>>

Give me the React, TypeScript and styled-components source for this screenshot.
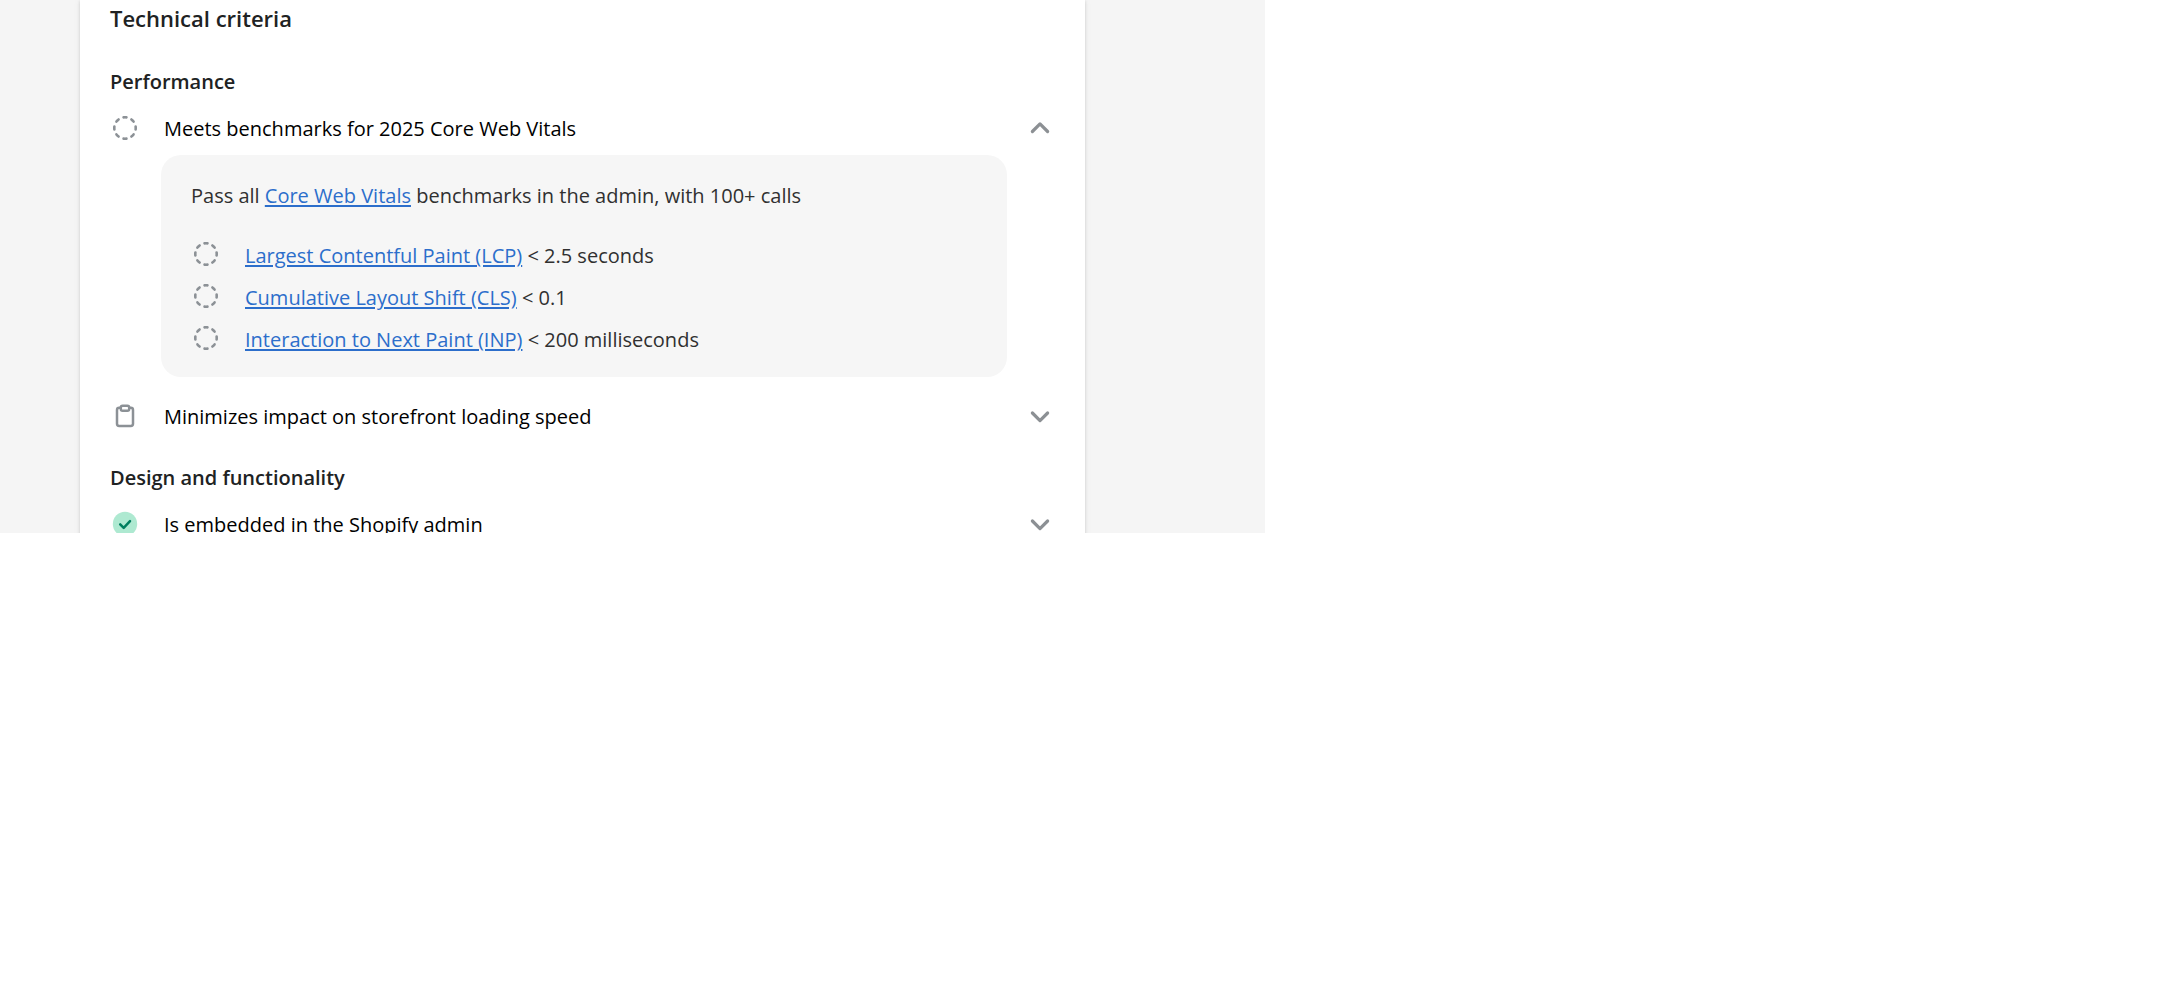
import React, { useState } from "react";
import styled, { createGlobalStyle } from "styled-components";

const GlobalStyle = createGlobalStyle`
  *, *::before, *::after { box-sizing: border-box; }
  body {
    margin: 0;
    background: #fff;
    color: #202223;
    font-family: "Segoe UI", "Open Sans", "Noto Sans", sans-serif;
    font-size: 20px;
    line-height: 32px;
  }
`;

const Viewport = styled.main`
  display: flex;
  max-width: 1265px;
  height: 533px;
  padding: 0 180px 0 80px;
  overflow: hidden;
  background: #f5f5f5;
`;

const Card = styled.article`
  flex: 1;
  min-width: 0;
  height: max-content;
  padding: 0 30px 30px;
  background: #fff;
  box-shadow: 0 0 8px rgba(23, 24, 24, 0.05), 0 1px 3px rgba(0, 0, 0, 0.15);
`;

const Title = styled.h2`
  margin: 0 0 30px;
  font-size: 22px;
  font-weight: 600;
  line-height: 36px;
`;

const Section = styled.section`
  margin-bottom: 19px;
`;

const SectionTitle = styled.h3`
  margin: 0 0 3px;
  font-size: 20px;
  font-weight: 600;
`;

const Toggle = styled.button`
  display: flex;
  align-items: center;
  gap: 24px;
  width: 100%;
  height: 54px;
  padding: 0;
  border: 0;
  background: none;
  color: #000;
  font: inherit;
  text-align: left;
  cursor: pointer;
`;

const ToggleLabel = styled.span`
  flex: 1;
  padding-top: 2px;
`;

const Icon = styled.svg`
  flex: none;
  display: block;
  width: 30px;
  height: 30px;
`;

const Panel = styled.div`
  margin: 0 48px 12px 51px;
  padding: 24px 30px 20px;
  border-radius: 20px;
  background: #f6f6f6;
  color: #303030;
  line-height: 34px;
`;

const Intro = styled.p`
  margin: 0 0 26px;
`;

const Metrics = styled.ul`
  display: grid;
  gap: 8px;
  margin: 0;
  padding: 0;
  list-style: none;
`;

const Metric = styled.li`
  display: flex;
  align-items: flex-start;
  gap: 24px;
`;

const Link = styled.a`
  color: #2c6ecb;
  text-decoration: underline;
  text-decoration-thickness: 2px;
  text-underline-offset: 2px;
`;

const PendingIcon = () => (
  <Icon viewBox="0 0 30 30" aria-hidden="true">
    <circle
      cx="15"
      cy="15"
      r="10.7"
      fill="none"
      stroke="#8c9196"
      strokeWidth="2.6"
      strokeLinecap="round"
      pathLength="80"
      strokeDasharray="3.6 6.4"
      strokeDashoffset="1.8"
    />
  </Icon>
);

const ClipboardIcon = () => (
  <Icon viewBox="0 0 30 30" fill="none" stroke="#8c9196" strokeWidth="2.5" strokeLinejoin="round" aria-hidden="true">
    <path d="M11 6.8H9.2A2.2 2.2 0 0 0 7 9v13.8A2.2 2.2 0 0 0 9.2 25h11.6a2.2 2.2 0 0 0 2.2-2.2V9a2.2 2.2 0 0 0-2.2-2.2H19" />
    <rect x="10.8" y="4.8" width="8.4" height="5" rx="1.8" />
  </Icon>
);

const DoneIcon = () => (
  <Icon viewBox="0 0 30 30" fill="none" aria-hidden="true">
    <circle cx="15" cy="15" r="12.2" fill="#aee9d1" />
    <path d="M10.2 15.3l3.5 3.5 6.3-6.7" stroke="#007f5f" strokeWidth="2.5" strokeLinecap="round" strokeLinejoin="round" />
  </Icon>
);

const Chevron = ({ open }: { open: boolean }) => (
  <Icon viewBox="0 0 30 30" fill="none" stroke="#8c9094" strokeWidth="3.2" strokeLinecap="round" strokeLinejoin="round" aria-hidden="true">
    <path d={open ? "M7.4 18.5L15 10.9l7.6 7.6" : "M7.4 12l7.6 7.6 7.6-7.6"} />
  </Icon>
);

interface CriterionProps {
  icon: React.ReactNode;
  label: string;
  defaultOpen?: boolean;
  children?: React.ReactNode;
}

const Criterion = ({ icon, label, defaultOpen = false, children }: CriterionProps) => {
  const [open, setOpen] = useState(defaultOpen);
  return (
    <>
      <Toggle type="button" aria-expanded={open} onClick={() => setOpen(!open)}>
        {icon}
        <ToggleLabel>{label}</ToggleLabel>
        <Chevron open={open} />
      </Toggle>
      {open && children && <Panel>{children}</Panel>}
    </>
  );
};

const metrics = [
  { name: "Largest Contentful Paint (LCP)", target: "< 2.5 seconds" },
  { name: "Cumulative Layout Shift (CLS)", target: "< 0.1" },
  { name: "Interaction to Next Paint (INP)", target: "< 200 milliseconds" },
];

export default function App() {
  return (
    <>
      <GlobalStyle />
      <Viewport>
        <Card>
          <Title>Technical criteria</Title>
          <Section>
            <SectionTitle>Performance</SectionTitle>
            <Criterion icon={<PendingIcon />} label="Meets benchmarks for 2025 Core Web Vitals" defaultOpen>
              <Intro>
                Pass all <Link href="#vitals">Core Web Vitals</Link> benchmarks in the admin, with 100+ calls
              </Intro>
              <Metrics>
                {metrics.map(({ name, target }) => (
                  <Metric key={name}>
                    <PendingIcon />
                    <span>
                      <Link href="#vitals">{name}</Link> {target}
                    </span>
                  </Metric>
                ))}
              </Metrics>
            </Criterion>
            <Criterion icon={<ClipboardIcon />} label="Minimizes impact on storefront loading speed" />
          </Section>
          <Section>
            <SectionTitle>Design and functionality</SectionTitle>
            <Criterion icon={<DoneIcon />} label="Is embedded in the Shopify admin" />
          </Section>
        </Card>
      </Viewport>
    </>
  );
}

<<

__Task description__: Repeat the data in full and exactly. Omit pictures.

__Result__:
Give me the React, TypeScript and styled-components source for this screenshot.
import React, { useState } from "react";
import styled, { createGlobalStyle } from "styled-components";

const GlobalStyle = createGlobalStyle`
  *, *::before, *::after { box-sizing: border-box; }
  body {
    margin: 0;
    background: #fff;
    color: #202223;
    font-family: "Segoe UI", "Open Sans", "Noto Sans", sans-serif;
    font-size: 20px;
    line-height: 32px;
  }
`;

const Viewport = styled.main`
  display: flex;
  max-width: 1265px;
  height: 533px;
  padding: 0 180px 0 80px;
  overflow: hidden;
  background: #f5f5f5;
`;

const Card = styled.article`
  flex: 1;
  min-width: 0;
  height: max-content;
  padding: 0 30px 30px;
  background: #fff;
  box-shadow: 0 0 8px rgba(23, 24, 24, 0.05), 0 1px 3px rgba(0, 0, 0, 0.15);
`;

const Title = styled.h2`
  margin: 0 0 30px;
  font-size: 22px;
  font-weight: 600;
  line-height: 36px;
`;

const Section = styled.section`
  margin-bottom: 19px;
`;

const SectionTitle = styled.h3`
  margin: 0 0 3px;
  font-size: 20px;
  font-weight: 600;
`;

const Toggle = styled.button`
  display: flex;
  align-items: center;
  gap: 24px;
  width: 100%;
  height: 54px;
  padding: 0;
  border: 0;
  background: none;
  color: #000;
  font: inherit;
  text-align: left;
  cursor: pointer;
`;

const ToggleLabel = styled.span`
  flex: 1;
  padding-top: 2px;
`;

const Icon = styled.svg`
  flex: none;
  display: block;
  width: 30px;
  height: 30px;
`;

const Panel = styled.div`
  margin: 0 48px 12px 51px;
  padding: 24px 30px 20px;
  border-radius: 20px;
  background: #f6f6f6;
  color: #303030;
  line-height: 34px;
`;

const Intro = styled.p`
  margin: 0 0 26px;
`;

const Metrics = styled.ul`
  display: grid;
  gap: 8px;
  margin: 0;
  padding: 0;
  list-style: none;
`;

const Metric = styled.li`
  display: flex;
  align-items: flex-start;
  gap: 24px;
`;

const Link = styled.a`
  color: #2c6ecb;
  text-decoration: underline;
  text-decoration-thickness: 2px;
  text-underline-offset: 2px;
`;

const PendingIcon = () => (
  <Icon viewBox="0 0 30 30" aria-hidden="true">
    <circle
      cx="15"
      cy="15"
      r="10.7"
      fill="none"
      stroke="#8c9196"
      strokeWidth="2.6"
      strokeLinecap="round"
      pathLength="80"
      strokeDasharray="3.6 6.4"
      strokeDashoffset="1.8"
    />
  </Icon>
);

const ClipboardIcon = () => (
  <Icon viewBox="0 0 30 30" fill="none" stroke="#8c9196" strokeWidth="2.5" strokeLinejoin="round" aria-hidden="true">
    <path d="M11 6.8H9.2A2.2 2.2 0 0 0 7 9v13.8A2.2 2.2 0 0 0 9.2 25h11.6a2.2 2.2 0 0 0 2.2-2.2V9a2.2 2.2 0 0 0-2.2-2.2H19" />
    <rect x="10.8" y="4.8" width="8.4" height="5" rx="1.8" />
  </Icon>
);

const DoneIcon = () => (
  <Icon viewBox="0 0 30 30" fill="none" aria-hidden="true">
    <circle cx="15" cy="15" r="12.2" fill="#aee9d1" />
    <path d="M10.2 15.3l3.5 3.5 6.3-6.7" stroke="#007f5f" strokeWidth="2.5" strokeLinecap="round" strokeLinejoin="round" />
  </Icon>
);

const Chevron = ({ open }: { open: boolean }) => (
  <Icon viewBox="0 0 30 30" fill="none" stroke="#8c9094" strokeWidth="3.2" strokeLinecap="round" strokeLinejoin="round" aria-hidden="true">
    <path d={open ? "M7.4 18.5L15 10.9l7.6 7.6" : "M7.4 12l7.6 7.6 7.6-7.6"} />
  </Icon>
);

interface CriterionProps {
  icon: React.ReactNode;
  label: string;
  defaultOpen?: boolean;
  children?: React.ReactNode;
}

const Criterion = ({ icon, label, defaultOpen = false, children }: CriterionProps) => {
  const [open, setOpen] = useState(defaultOpen);
  return (
    <>
      <Toggle type="button" aria-expanded={open} onClick={() => setOpen(!open)}>
        {icon}
        <ToggleLabel>{label}</ToggleLabel>
        <Chevron open={open} />
      </Toggle>
      {open && children && <Panel>{children}</Panel>}
    </>
  );
};

const metrics = [
  { name: "Largest Contentful Paint (LCP)", target: "< 2.5 seconds" },
  { name: "Cumulative Layout Shift (CLS)", target: "< 0.1" },
  { name: "Interaction to Next Paint (INP)", target: "< 200 milliseconds" },
];

export default function App() {
  return (
    <>
      <GlobalStyle />
      <Viewport>
        <Card>
          <Title>Technical criteria</Title>
          <Section>
            <SectionTitle>Performance</SectionTitle>
            <Criterion icon={<PendingIcon />} label="Meets benchmarks for 2025 Core Web Vitals" defaultOpen>
              <Intro>
                Pass all <Link href="#vitals">Core Web Vitals</Link> benchmarks in the admin, with 100+ calls
              </Intro>
              <Metrics>
                {metrics.map(({ name, target }) => (
                  <Metric key={name}>
                    <PendingIcon />
                    <span>
                      <Link href="#vitals">{name}</Link> {target}
                    </span>
                  </Metric>
                ))}
              </Metrics>
            </Criterion>
            <Criterion icon={<ClipboardIcon />} label="Minimizes impact on storefront loading speed" />
          </Section>
          <Section>
            <SectionTitle>Design and functionality</SectionTitle>
            <Criterion icon={<DoneIcon />} label="Is embedded in the Shopify admin" />
          </Section>
        </Card>
      </Viewport>
    </>
  );
}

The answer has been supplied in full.